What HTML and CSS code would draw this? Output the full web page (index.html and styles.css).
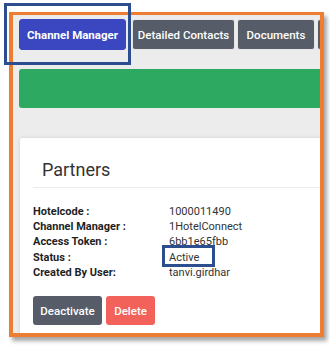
FILE: index.html
```html
<!DOCTYPE html>
<html>
<head>
<meta charset="utf-8">
<link rel="stylesheet" href="styles.css">
</head>
<body>
<div class="frame">
  <div class="inner">
    <div class="tabs">
      <div class="tab tab-active">Channel Manager</div>
      <div class="tab tab-dc">Detailed Contacts</div>
      <div class="tab tab-doc">Documents</div>
      <div class="tab tab-more"></div>
    </div>
    <div class="banner"></div>
    <div class="card">
      <div class="card-head">
        <h2 class="card-title">Partners</h2>
      </div>
      <div class="details">
        <div class="label">Hotelcode :</div><div class="value">1000011490</div>
        <div class="label">Channel Manager :</div><div class="value">1HotelConnect</div>
        <div class="label">Access Token :</div><div class="value">6bb1e65fbb</div>
        <div class="label">Status :</div><div class="value">Active</div>
        <div class="label">Created By User:</div><div class="value">tanvi.girdhar</div>
      </div>
      <div class="actions">
        <button class="btn btn-dark">Deactivate</button>
        <button class="btn btn-red">Delete</button>
      </div>
    </div>
  </div>
</div>
<div class="mark mark-tab"></div>
<div class="mark mark-status"></div>
</body>
</html>
```

FILE: styles.css
```css
html, body {
  margin: 0;
  padding: 0;
  background: #ffffff;
  width: 330px;
  height: 346px;
  overflow: hidden;
  font-family: Roboto, "Liberation Sans", Arial, sans-serif;
}

.frame {
  position: absolute;
  left: 9px;
  top: 12px;
  width: 307px;
  height: 318px;
  border: 4px solid #ed7d31;
  border-top-width: 3px;
  box-shadow: 3px 4px 4px rgba(0, 0, 0, 0.35);
  background: #ececec;
  overflow: hidden;
}

.inner {
  padding: 4px 0 0 6px;
  width: 420px;
}

.tabs {
  display: flex;
  align-items: stretch;
  height: 31px;
}

.tab {
  display: flex;
  align-items: center;
  justify-content: center;
  box-sizing: border-box;
  height: 31px;
  border-radius: 3px;
  background: #565d69;
  color: #ffffff;
  font-size: 11.5px;
  font-weight: 500;
  border: 1px solid #e6e6e6;
  margin-right: 2px;
  white-space: nowrap;
}

.tab-active {
  background: #3a47c1;
  border-color: #3a47c1;
  font-weight: 700;
  width: 107px;
  margin-right: 6px;
}

.tab-dc { width: 103px; }
.tab-doc { width: 78px; }
.tab-more { width: 80px; }

.banner {
  margin-top: 19px;
  height: 39px;
  border-radius: 3px;
  background: #2ea962;
  width: 400px;
}

.card {
  margin-top: 30px;
  margin-left: 1px;
  background: #ffffff;
  width: 400px;
  height: 240px;
  border-radius: 2px;
  box-shadow: 0 0 4px rgba(0, 0, 0, 0.12);
  padding: 0 0 0 13px;
  box-sizing: border-box;
}

.card-head {
  padding: 21px 0 7px 9px;
  border-bottom: 1px solid #ececec;
}

.card-title {
  margin: 0;
  font-size: 18px;
  font-weight: 400;
  line-height: 21px;
  color: #333333;
}

.details {
  display: grid;
  grid-template-columns: 136px 1fr;
  padding-top: 16px;
  font-size: 11px;
  line-height: 15.2px;
}

.label {
  font-weight: 700;
  color: #1f1f1f;
}

.value {
  color: #333333;
}

.actions {
  display: flex;
  gap: 4px;
  margin-top: 16px;
}

.btn {
  border: none;
  border-radius: 3px;
  height: 29px;
  padding: 0;
  color: #ffffff;
  font-family: Roboto, "Liberation Sans", Arial, sans-serif;
  font-size: 11.5px;
  font-weight: 500;
}

.btn-dark {
  width: 69px;
  background: #565d69;
}

.btn-red {
  width: 49px;
  background: #f2625a;
}

.mark {
  position: absolute;
  border: 3px solid #2d4e8e;
  box-sizing: border-box;
}

.mark-tab {
  left: 4px;
  top: 3px;
  width: 127px;
  height: 62px;
}

.mark-status {
  left: 162px;
  top: 245px;
  width: 53px;
  height: 22px;
}
```
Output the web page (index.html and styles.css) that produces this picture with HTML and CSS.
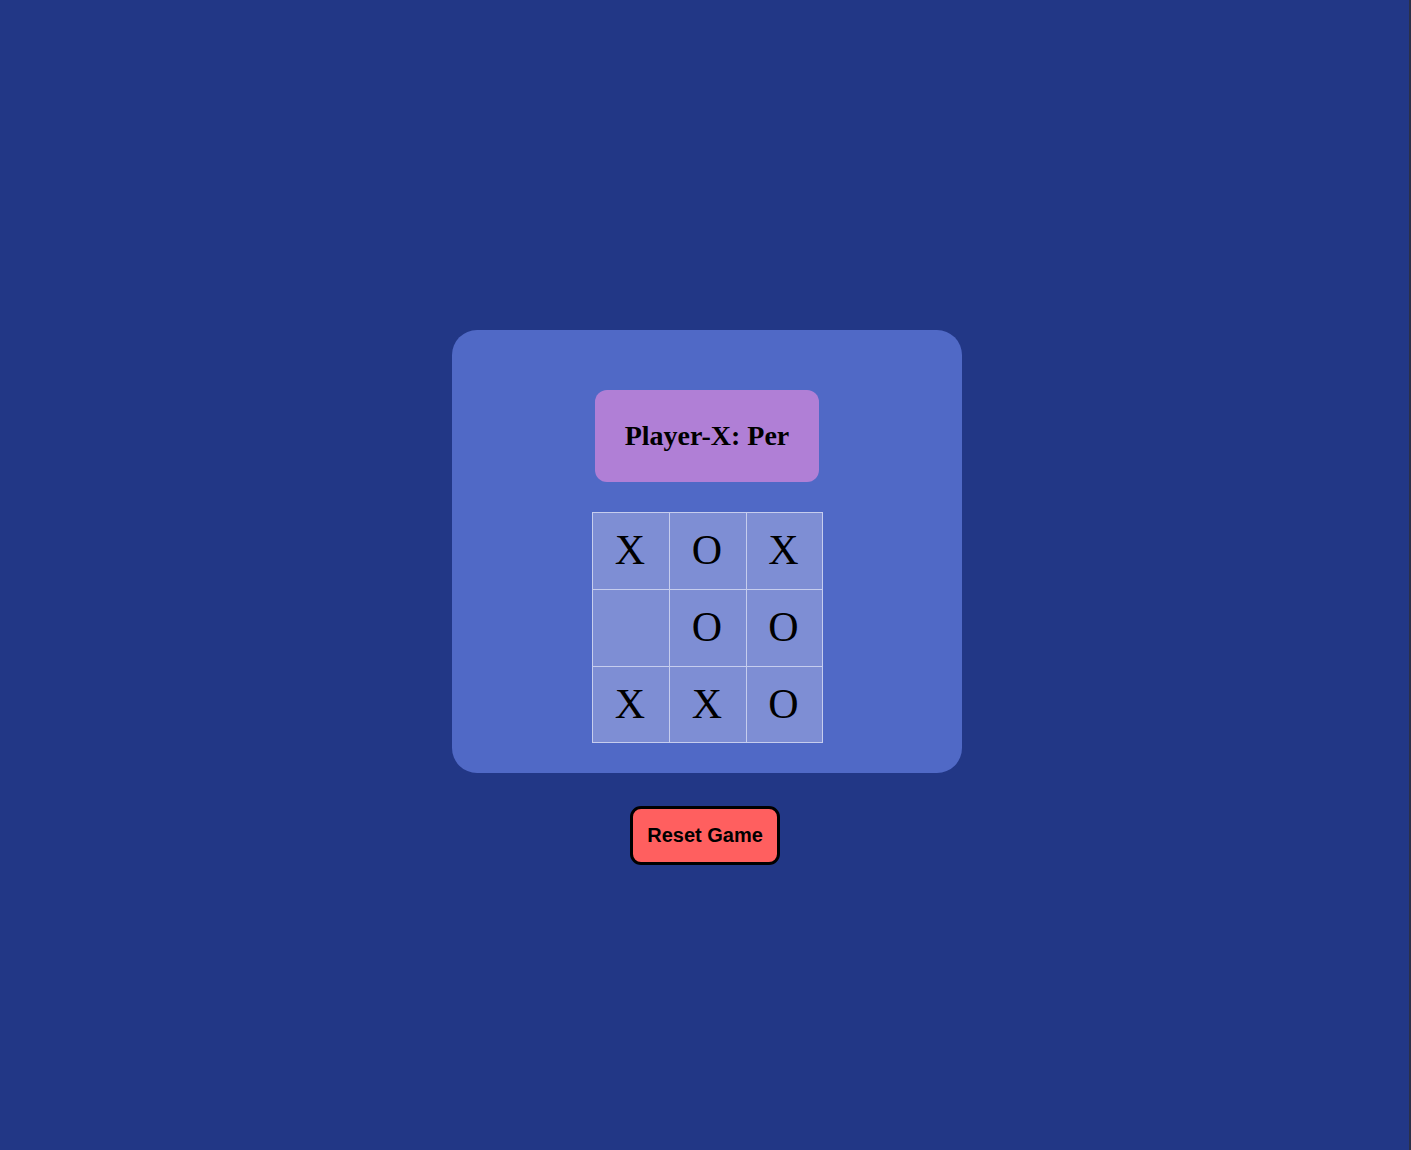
FILE: index.html
```html
<!DOCTYPE html>
<html lang="en">
<head>
<meta charset="utf-8">
<title>Tic Tac Toe</title>
<link rel="stylesheet" href="styles.css">
</head>
<body>
<main class="page">
  <section class="card">
    <div class="status">Player-X: Per</div>
    <div class="board">
      <div class="cell">X</div>
      <div class="cell">O</div>
      <div class="cell">X</div>
      <div class="cell"></div>
      <div class="cell">O</div>
      <div class="cell">O</div>
      <div class="cell">X</div>
      <div class="cell">X</div>
      <div class="cell">O</div>
    </div>
  </section>
  <button class="reset" type="button">Reset Game</button>
</main>
</body>
</html>
```
FILE: styles.css
```css
html, body {
  margin: 0;
  padding: 0;
  background: #223786;
}
.page {
  box-sizing: border-box;
  min-height: 1150px;
  border-right: 2px solid #2b3048;
  display: flex;
  flex-direction: column;
  align-items: center;
  padding-top: 330px;
  font-family: "Liberation Serif", "Times New Roman", serif;
}
.card {
  width: 510px;
  height: 443px;
  box-sizing: border-box;
  background: #5069c6;
  border-radius: 25px;
  padding-top: 60px;
  display: flex;
  flex-direction: column;
  align-items: center;
  margin-left: 5px;
}
.status {
  width: 224px;
  height: 92px;
  box-sizing: border-box;
  background: #b07fd6;
  border-radius: 12px;
  display: flex;
  align-items: center;
  justify-content: center;
  font-weight: bold;
  font-size: 28px;
  color: #000;
}
.board {
  margin-top: 30px;
  margin-left: 1px;
  display: grid;
  grid-template-columns: 77px 77px 76px;
  grid-template-rows: 77px 77px 76px;
  border-left: 1px solid #c6cdee;
  border-top: 1px solid #c6cdee;
}
.cell {
  background: #7e8ed4;
  border-right: 1px solid #c6cdee;
  border-bottom: 1px solid #c6cdee;
  display: flex;
  align-items: center;
  justify-content: center;
  font-size: 42px;
  color: #000;
  padding: 0 2px 2px 0;
}
.reset {
  margin-top: 33px;
  width: 150px;
  height: 59px;
  box-sizing: border-box;
  background: #ff5f5f;
  border: 3px solid #000;
  border-radius: 11px;
  font-family: "Liberation Sans", Arial, sans-serif;
  font-weight: bold;
  font-size: 20px;
  color: #000;
  padding: 0;
  margin-left: 1px;
}
```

Do this: Copy each line of the records above that carries the word "Output".

Exercise result:
What HTML and CSS code would draw this? Output the full web page (index.html and styles.css).
Output the web page (index.html and styles.css) that produces this picture with HTML and CSS.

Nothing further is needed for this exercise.